具体的な金額は公開されませんので、代理店間での探り合いが生じます。
さまざまな国の代理店が集まり、探り合いながら楽しむミーティングは、良い経験になりました。
また、その展示会では、初めてユーザー向けのランチョンセミナーを開催しました。
無料で提供されたため、食べ物に吸い寄せられ、約40名の参加者で大盛況でした。
当時は、日本語で私が説明して進行し、海外部が通訳する形式をりました。
しかし、どうしても間延びしていまい、良いセミナーではなかったと感じました。
その後は、海外部が原稿に沿って英語で説明し、技術者がフォローする形式に変更されました。
今では技術者が直接英語で発表するようになりました。
要するに、英語が話せないと海外出張に参加することが難しくなっていす。
英語が話せない私でも、昔は海外出張に行かせてもらえる良い時代でした。
国際展示会に行かなくても、インターネットで技術情報が簡単に入手できるようになり、また、急速に成長したバイオ関連の展示がPITTCONから分離して独立したイベントとして開催されるようになり、PITTCON自体が衰退していく時代になりました。

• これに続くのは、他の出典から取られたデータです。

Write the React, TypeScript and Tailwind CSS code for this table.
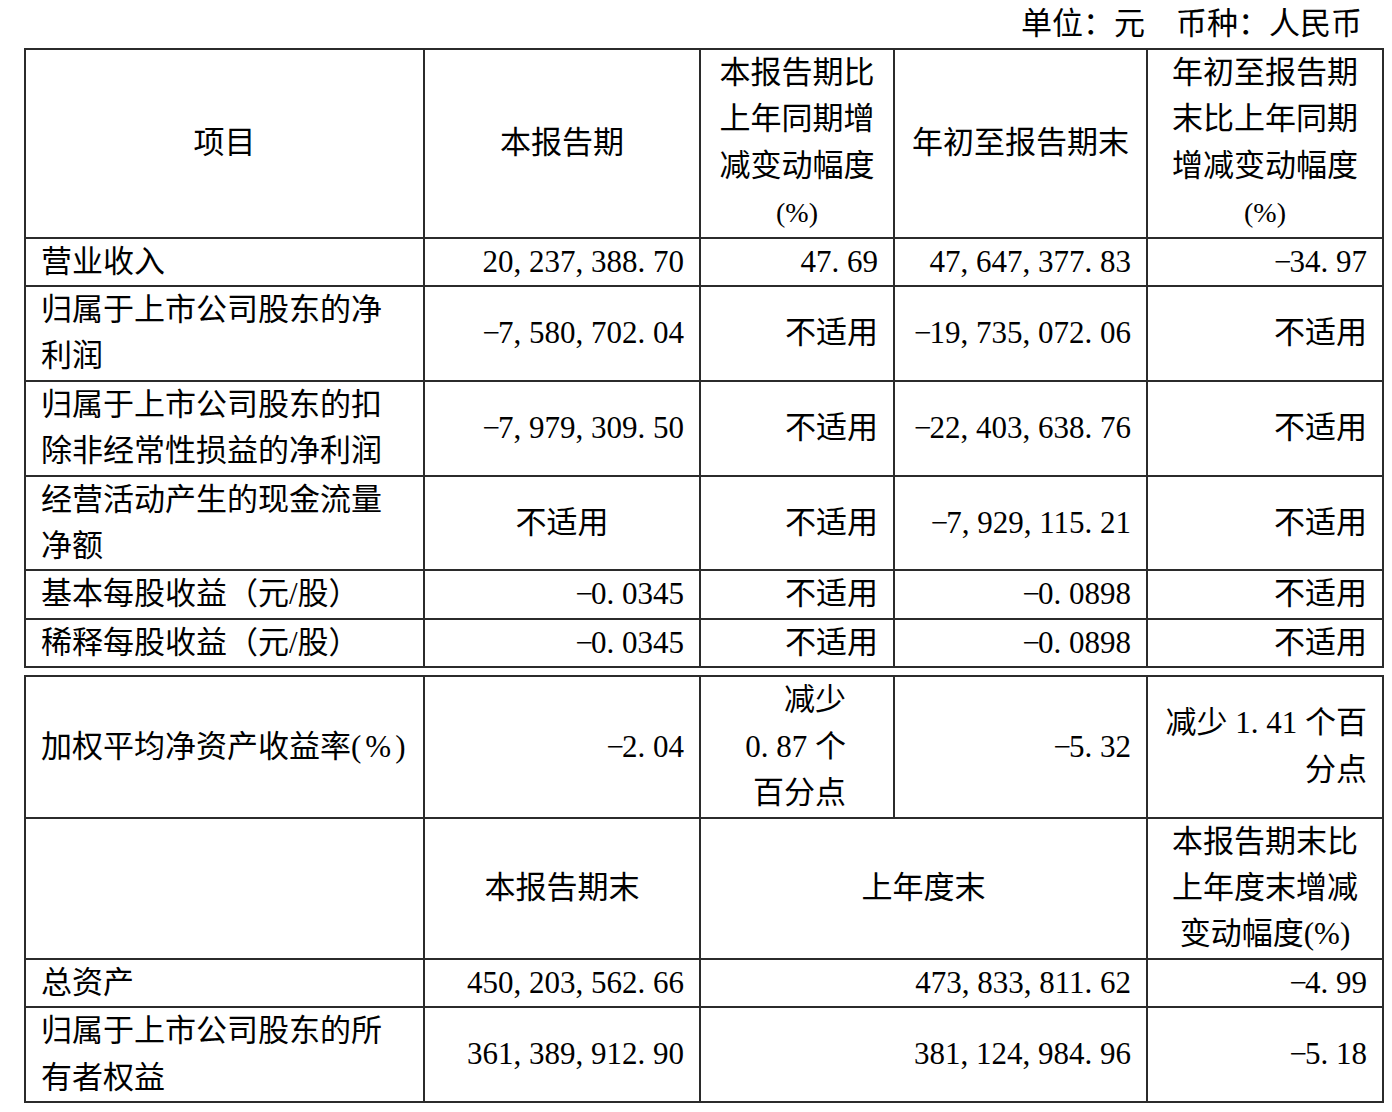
import React from "react";

const B = "border-2 border-[#2b2b2b] px-[15px] py-0 align-middle";

function N({ v }: { v: string }) {
  return (
    <>
      {v.split("").map((c, i) =>
        c === "," || c === "." ? (
          <span key={i} className="inline-block w-[0.5em] text-left">
            {c}
          </span>
        ) : c === "-" ? (
          <span key={i} className="inline-block w-[0.5em] text-center">
            −
          </span>
        ) : (
          <React.Fragment key={i}>{c}</React.Fragment>
        )
      )}
    </>
  );
}

function Cols() {
  return (
    <colgroup>
      <col className="w-[399px]" />
      <col className="w-[276px]" />
      <col className="w-[194px]" />
      <col className="w-[253px]" />
      <col className="w-[236px]" />
    </colgroup>
  );
}

const NA = "不适用";

export default function App() {
  const rows: { label: React.ReactNode; a: React.ReactNode; b: React.ReactNode; c: React.ReactNode; d: React.ReactNode; aCenter?: boolean }[] = [
    { label: "营业收入", a: <N v="20,237,388.70" />, b: <N v="47.69" />, c: <N v="47,647,377.83" />, d: <N v="-34.97" /> },
    {
      label: (
        <>
          归属于上市公司股东的净
          <br />
          利润
        </>
      ),
      a: <N v="-7,580,702.04" />,
      b: NA,
      c: <N v="-19,735,072.06" />,
      d: NA,
    },
    {
      label: (
        <>
          归属于上市公司股东的扣
          <br />
          除非经常性损益的净利润
        </>
      ),
      a: <N v="-7,979,309.50" />,
      b: NA,
      c: <N v="-22,403,638.76" />,
      d: NA,
    },
    {
      label: (
        <>
          经营活动产生的现金流量
          <br />
          净额
        </>
      ),
      a: NA,
      aCenter: true,
      b: NA,
      c: <N v="-7,929,115.21" />,
      d: NA,
    },
    { label: "基本每股收益（元/股）", a: <N v="-0.0345" />, b: NA, c: <N v="-0.0898" />, d: NA },
    { label: "稀释每股收益（元/股）", a: <N v="-0.0345" />, b: NA, c: <N v="-0.0898" />, d: NA },
  ];

  return (
    <div className="w-[1392px] h-[1112px] bg-white text-black text-[31px] leading-[46.4px] font-['Liberation_Serif','Noto_Sans_CJK_SC',serif]">
      <div className="h-[48px] leading-[48px] text-right pr-[30px]">单位：元　币种：人民币</div>
      <div className="ml-[24px]">
        <table className="table-fixed border-collapse w-[1358px]">
          <Cols />
          <tbody>
            <tr>
              <td className={`${B} text-center`}>项目</td>
              <td className={`${B} text-center`}>本报告期</td>
              <td className={`${B} text-center`}>
                本报告期比
                <br />
                上年同期增
                <br />
                减变动幅度
                <br />
                <span className="text-[28px]">(%)</span>
              </td>
              <td className={`${B} text-center whitespace-nowrap`}>年初至报告期末</td>
              <td className={`${B} text-center`}>
                年初至报告期
                <br />
                末比上年同期
                <br />
                增减变动幅度
                <br />
                <span className="text-[28px]">(%)</span>
              </td>
            </tr>
            {rows.map((r, i) => (
              <tr key={i}>
                <td className={`${B} text-left whitespace-nowrap`}>{r.label}</td>
                <td className={`${B} ${r.aCenter ? "text-center" : "text-right"} whitespace-nowrap`}>{r.a}</td>
                <td className={`${B} text-right whitespace-nowrap`}>{r.b}</td>
                <td className={`${B} text-right whitespace-nowrap`}>{r.c}</td>
                <td className={`${B} text-right whitespace-nowrap`}>{r.d}</td>
              </tr>
            ))}
          </tbody>
        </table>

        <table className="table-fixed border-collapse w-[1358px] mt-[7px]">
          <Cols />
          <tbody>
            <tr>
              <td className={`${B} text-left whitespace-nowrap`}>
                加权平均净资产收益率<span className="tracking-[4px]">(%)</span>
              </td>
              <td className={`${B} text-right whitespace-nowrap`}>
                <N v="-2.04" />
              </td>
              <td className={`${B} text-right whitespace-nowrap !pr-[47px]`}>
                减少
                <br />
                <N v="0.87" /> 个
                <br />
                百分点
              </td>
              <td className={`${B} text-right whitespace-nowrap`}>
                <N v="-5.32" />
              </td>
              <td className={`${B} text-right whitespace-nowrap`}>
                减少 <N v="1.41" /> 个百
                <br />
                分点
              </td>
            </tr>
            <tr>
              <td className={`${B}`}></td>
              <td className={`${B} text-center`}>本报告期末</td>
              <td className={`${B} text-center`} colSpan={2}>
                上年度末
              </td>
              <td className={`${B} text-center whitespace-nowrap`}>
                本报告期末比
                <br />
                上年度末增减
                <br />
                变动幅度(%)
              </td>
            </tr>
            <tr>
              <td className={`${B} text-left`}>总资产</td>
              <td className={`${B} text-right`}>
                <N v="450,203,562.66" />
              </td>
              <td className={`${B} text-right`} colSpan={2}>
                <N v="473,833,811.62" />
              </td>
              <td className={`${B} text-right`}>
                <N v="-4.99" />
              </td>
            </tr>
            <tr>
              <td className={`${B} text-left whitespace-nowrap`}>
                归属于上市公司股东的所
                <br />
                有者权益
              </td>
              <td className={`${B} text-right`}>
                <N v="361,389,912.90" />
              </td>
              <td className={`${B} text-right`} colSpan={2}>
                <N v="381,124,984.96" />
              </td>
              <td className={`${B} text-right`}>
                <N v="-5.18" />
              </td>
            </tr>
          </tbody>
        </table>
      </div>
    </div>
  );
}
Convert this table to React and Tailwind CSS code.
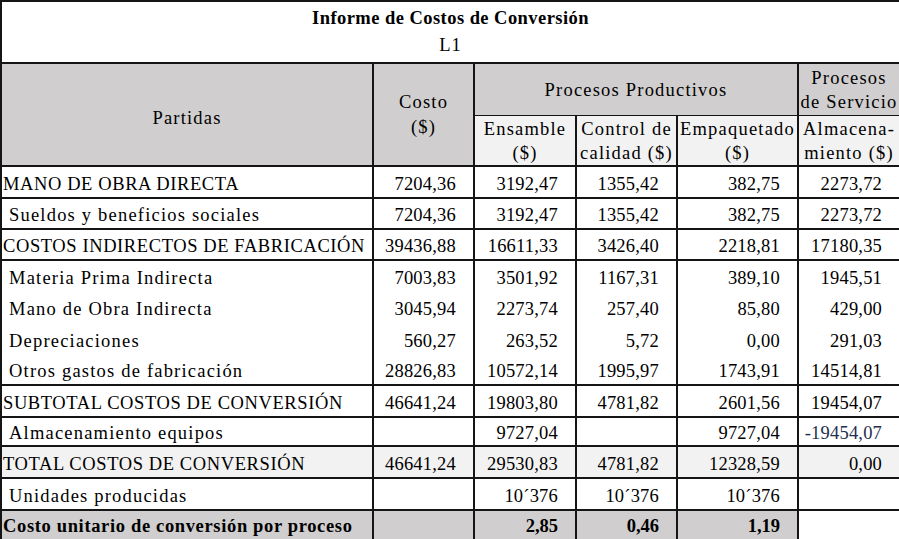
const rows = [
  { label: "MANO DE OBRA DIRECTA", vals: ["7204,36", "3192,47", "1355,42", "382,75", "2273,72"], h: "h-[32px]", line: true },
  { label: "Sueldos y beneficios sociales", sub: true, vals: ["7204,36", "3192,47", "1355,42", "382,75", "2273,72"], h: "h-[31px]", line: true },
  { label: "COSTOS INDIRECTOS DE FABRICACIÓN", vals: ["39436,88", "16611,33", "3426,40", "2218,81", "17180,35"], h: "h-[31px]", line: true },
  { label: "Materia Prima Indirecta", sub: true, vals: ["7003,83", "3501,92", "1167,31", "389,10", "1945,51"], h: "h-[32px]" },
  { label: "Mano de Obra Indirecta", sub: true, vals: ["3045,94", "2273,74", "257,40", "85,80", "429,00"], h: "h-[31px]" },
  { label: "Depreciaciones", sub: true, vals: ["560,27", "263,52", "5,72", "0,00", "291,03"], h: "h-[32px]" },
  { label: "Otros gastos de fabricación", sub: true, vals: ["28826,83", "10572,14", "1995,97", "1743,91", "14514,81"], h: "h-[30px]", line: true },
  { label: "SUBTOTAL COSTOS DE CONVERSIÓN", vals: ["46641,24", "19803,80", "4781,82", "2601,56", "19454,07"], h: "h-[32px]", line: true },
  { label: "Almacenamiento equipos", sub: true, vals: ["", "9727,04", "", "9727,04", "-19454,07"], h: "h-[29px]", line: true, neg: true },
  { label: "TOTAL COSTOS DE CONVERSIÓN", vals: ["46641,24", "29530,83", "4781,82", "12328,59", "0,00"], h: "h-[32px]", line: true, shade: true },
  { label: "Unidades producidas", sub: true, vals: ["", "10´376", "10´376", "10´376", ""], h: "h-[32px]", line: true },
];

function DataRow({ row }) {
  const bb = row.line ? "border-b-2" : "border-b-0";
  const bg = row.shade ? "bg-[#f2f2f2]" : "bg-white";
  return (
    <tr className={`${row.h} ${bg}`}>
      <td
        className={`border-x-2 border-t-0 ${bb} border-[#151515] pt-[4px] text-left whitespace-nowrap ${
          row.sub ? "pl-[7px] tracking-[1.2px]" : "pl-[1px] tracking-[0.6px]"
        }`}
      >
        {row.label}
      </td>
      {row.vals.map((v, i) => (
        <td
          key={i}
          className={`border-x-2 border-t-0 ${bb} border-[#151515] pt-[4px] pr-[17px] text-right whitespace-nowrap tracking-[0.2px] ${
            row.neg && i === 4 ? "text-[#1f2f4f] pr-[14px]" : ""
          }`}
        >
          {v}
        </td>
      ))}
    </tr>
  );
}

export default function App() {
  return (
    <div className="w-[899px] h-[539px] overflow-hidden bg-white font-[family-name:'Liberation_Serif',serif] text-[18.5px] leading-[21px] text-black">
      <table className="w-[899px] table-fixed border-collapse">
        <colgroup>
          <col className="w-[372px]" />
          <col className="w-[101px]" />
          <col className="w-[102px]" />
          <col className="w-[101px]" />
          <col className="w-[121px]" />
          <col className="w-[102px]" />
        </colgroup>
        <tbody>
          <tr className="h-[62px]">
            <td colSpan={6} className="border-2 border-[#151515] text-center align-top pt-[6px]">
              <div className="font-bold tracking-[0.45px]">Informe de Costos de Conversión</div>
              <div className="mt-[6px] tracking-[1px]">L1</div>
            </td>
          </tr>
          <tr className="h-[52px] leading-[24px] tracking-[1.2px]">
            <td rowSpan={2} className="border-2 border-[#151515] bg-[#d0cece] pt-[6px] text-center">
              Partidas
            </td>
            <td rowSpan={2} className="border-2 border-[#151515] bg-[#d0cece] leading-[25px] text-center">
              Costo
              <br />($)
            </td>
            <td colSpan={3} className="border-x-2 border-t-2 border-b border-[#151515] bg-[#d0cece] pt-[2px] text-center">
              Procesos Productivos
            </td>
            <td className="border-x-2 border-t-2 border-b border-[#151515] bg-[#d0cece] pt-[2px] text-center">
              Procesos
              <br />de Servicio
            </td>
          </tr>
          <tr className="h-[51px] bg-[#f2f2f2] leading-[24px] tracking-[1.2px]">
            <td className="border-x-2 border-b-2 border-t border-[#151515] pt-[1px] text-center">
              Ensamble
              <br />($)
            </td>
            <td className="border-x-2 border-b-2 border-t border-[#151515] pt-[1px] text-center whitespace-nowrap">
              Control de
              <br />calidad ($)
            </td>
            <td className="border-x-2 border-b-2 border-t border-[#151515] pt-[1px] text-center">
              Empaquetado
              <br />($)
            </td>
            <td className="border-x-2 border-b-2 border-t border-[#151515] pt-[1px] text-center whitespace-nowrap">
              Almacena-
              <br />miento ($)
            </td>
          </tr>
          {rows.map((r) => (
            <DataRow key={r.label} row={r} />
          ))}
          <tr className="h-[32px] font-bold">
            <td className="border-x-2 border-b-2 border-[#151515] bg-[#d0cece] pl-[1px] text-left whitespace-nowrap tracking-[0.65px]">
              Costo unitario de conversión por proceso
            </td>
            <td className="border-x-2 border-b-2 border-[#151515] bg-[#d0cece]"></td>
            <td className="border-x-2 border-b-2 border-[#151515] bg-[#d0cece] pr-[17px] text-right">2,85</td>
            <td className="border-x-2 border-b-2 border-[#151515] bg-[#d0cece] pr-[17px] text-right">0,46</td>
            <td className="border-x-2 border-b-2 border-[#151515] bg-[#d0cece] pr-[17px] text-right">1,19</td>
            <td className="border-x-2 border-b-2 border-[#151515] bg-white"></td>
          </tr>
        </tbody>
      </table>
    </div>
  );
}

2007年のシカゴPITTCONにも参加しましたが、会場の雰囲気は前回よりも静かで、展示スペースが3分の2ほどに縮小され、参加者も少なくなりました。
熱気も以前ほど感じられませんでした。
PITTCON名物の美味しいチリドックは、並ばずに手に入るようになっていました。
ソーセージは普通の大きさですが、ソーセージが隠れるぐらいのたっぷりのチリソースがかかっており、そのスパイシーな味わいと野菜の甘味が絶妙で、本当に美味しかったです。また、チリビ-ンズドックも、よりスパイシーで辛味が際立っていて、疲れた体には最高のご褒美でした。
その後、アメリカに現地法人が設立され、展示会への出店も現地法人が担当するようになり、日本からの参加も減少し、analyticaと交互に展示会に参加する形式に変わっています。情報収集の手段も国際学会や代理店の同行による顧客訪問などに移り、展示会への参加が海外出張の主たる目的ではなくなっていきました。
自分の開発品が輸出され始めて、展示会参加で海外に行かせてもらえた楽しく良き思い出です。
こんな経験をさせてもらえた会社、その楽しい経験を思い出す機会を与えてくれたNOTE 及び NOTEの存在を教えてくれた紗倉まなさんに感謝しています。